Incitec Pivot has finally moved on its plan to distance itself from its fertiliser operation, but it is by way of a demerger instead of a sale as planned about two years ago.
UBS and Macquarie Capital are working on the split along with law firm King & Wood Mallesons and investors are backing the move despite the stock closing down 3.74 per cent with the soaring earnings not as high as some thought they could be.
The $7.3bn company joins a number of others to have moved on a demerger plan – these include takeover targets GrainCorp, with its spin-off of United Malt, and Tabcorp, which demerged its wagering unit after being targeted by Entain and Apollo.
Then there is AGL Energy, which has opted to demerge its coal fired power operations after poor performance.
But the key difference is that others have been due to poor performance or because they are in the cross hairs of a suitor.
Incitec Pivot’s earnings have been booming on the back of sharply rising fertiliser demand as evidenced by its half year result handed down on Monday.
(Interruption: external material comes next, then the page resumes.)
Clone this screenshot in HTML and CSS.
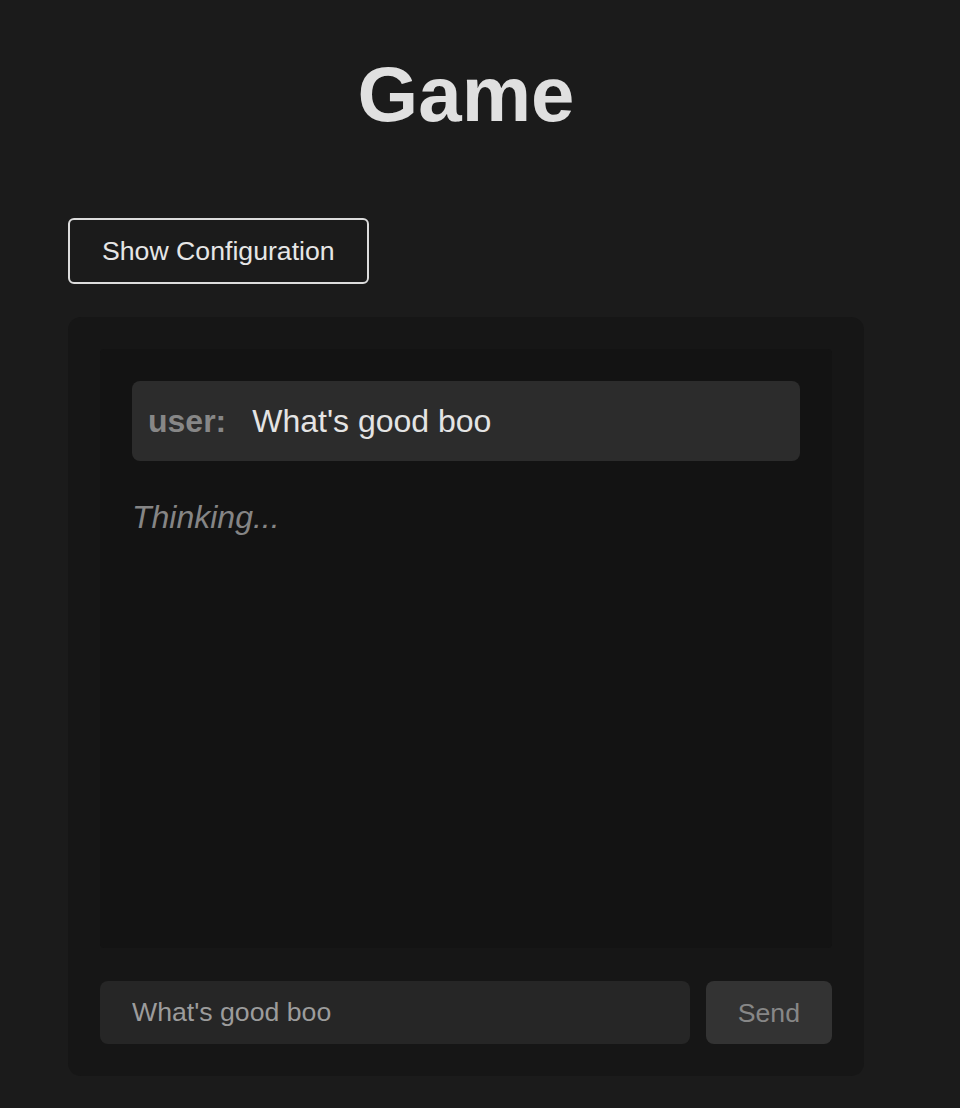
FILE: index.html
```html
<!DOCTYPE html>
<html lang="en">
<head>
<meta charset="utf-8">
<title>Game</title>
<link rel="stylesheet" href="styles.css">
</head>
<body>
<div class="page">
  <h1 class="title">Game</h1>
  <button class="config-btn" type="button">Show Configuration</button>
  <div class="panel">
    <div class="chat">
      <div class="message">
        <span class="role">user:</span>
        <span class="text">What's good boo</span>
      </div>
      <div class="thinking">Thinking...</div>
    </div>
    <div class="composer">
      <input class="composer-input" type="text" value="What's good boo">
      <button class="send-btn" type="button" disabled>Send</button>
    </div>
  </div>
</div>
</body>
</html>
```

FILE: styles.css
```css
html, body {
  margin: 0;
  padding: 0;
  background: #1b1b1b;
}

body {
  font-family: "Liberation Sans", Arial, Helvetica, sans-serif;
  color: #e0e0e0;
}

.page {
  width: 796px;
  margin-left: 68px;
  padding-top: 48px;
  display: flex;
  flex-direction: column;
  align-items: flex-start;
}

.title {
  align-self: stretch;
  margin: 0 0 78px;
  text-align: center;
  font-size: 78px;
  line-height: 92px;
  font-weight: 700;
  color: #e0e0e0;
}

.config-btn {
  font-family: inherit;
  font-size: 26.67px;
  line-height: 30px;
  color: #e6e6e6;
  background: transparent;
  border: 2px solid #dcdcdc;
  border-radius: 6px;
  padding: 16px 32px;
  margin: 0 0 33px;
  cursor: pointer;
}

.panel {
  align-self: stretch;
  background: #161616;
  border-radius: 13px;
  padding: 32px;
  display: flex;
  flex-direction: column;
  gap: 33px;
}

.chat {
  height: 599px;
  box-sizing: border-box;
  background: #131313;
  border-radius: 4px;
  padding: 32px;
  display: flex;
  flex-direction: column;
}

.message {
  background: #2c2c2c;
  border-radius: 8px;
  padding: 0 16px;
  height: 80px;
  display: flex;
  align-items: center;
  font-size: 32px;
}

.role {
  font-weight: 700;
  color: #878787;
  margin-right: 26px;
}

.text {
  color: #e4e4e4;
}

.thinking {
  margin-top: 38px;
  font-size: 32px;
  font-style: italic;
  color: #858585;
}

.composer {
  display: flex;
  gap: 16px;
}

.composer-input {
  flex: 1;
  min-width: 0;
  height: 63px;
  box-sizing: border-box;
  border: none;
  outline: none;
  border-radius: 8px;
  background: #262626;
  color: #9c9c9c;
  font-family: inherit;
  font-size: 26.67px;
  line-height: 30px;
  padding: 0 32px;
}

.send-btn {
  height: 63px;
  box-sizing: border-box;
  border: none;
  border-radius: 8px;
  background: #333333;
  color: #878787;
  font-family: inherit;
  font-size: 26.67px;
  line-height: 30px;
  padding: 0 32px;
}
```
It saw its half year net profit soar 955 per cent to $384.1m and now accounts for about 62 per cent of earnings so when it comes to divesting the unit it is now or never.
Fertiliser remains in short supply globally with Ukraine, being one of the biggest exporters of ammonia, a key ingredient, being hamstrung by war.
Parties are not thought to have been circling Incitec Pivot lately and the thinking is that the demerger is happening due to no buyers willing to meet the group’s price expectations for the fertiliser unit.
After plans were afoot in 2019 to demerge the country’s largest fertiliser business, it was retained when offers did not meet the company’s expectations.
Incitec Pivot will persist with plans to shut down its fertiliser manufacturing plant at Gibson Island, Queensland which comes due to the inability to secure affordable gas over the long term from Australian producers.
A focus for the company now is its green ammonia feasibility study at Gibson Island to potentially re-purpose the site for the future.
It has announced a partnership with Fortescue Future Industries to carry out a feasibility study into industrial-scale manufacturing of green ammonia conversion from renewable hydrogen at Gibson Island.
The company believes the time is right to embark on the move, with debt levels low and huge product demand from its Phosphate Hill plant in Queensland.
Its ammonia plant at Waggaman in Louisiana forms part of its Dyno Nobel explosives unit is generating strong results.
It believes a separation would allow each unit to better focus on its technology needs at a time the synergies with its explosives chemicals arm, Dyno Nobel, are declining.
Incitec Pivot undertook a transformational acquisition in 2008 to forge deeply into the market when it purchased Dyno Nobel for $3.3bn and it is the second largest provider of explosives products and services in the world.
Its fertiliser unit comprises the distribution and manufacture of fertilisers.
It has an Australian Bio Fertilisers unit, along with its most valuable asset Phosphate Hill, the Gibson Island plant, operations at Geelong and an extensive distribution network.
Dyno Nobel is expected to retain all bank facilities and bonds outstanding at separation and anticipates the continuation of an investment-grade credit rating.
One off costs are expected to be between $80m to $105m and ongoing costs are expected to be about $25m to $35m.
The company is targeting the first half of 2023 for the demerger to occur.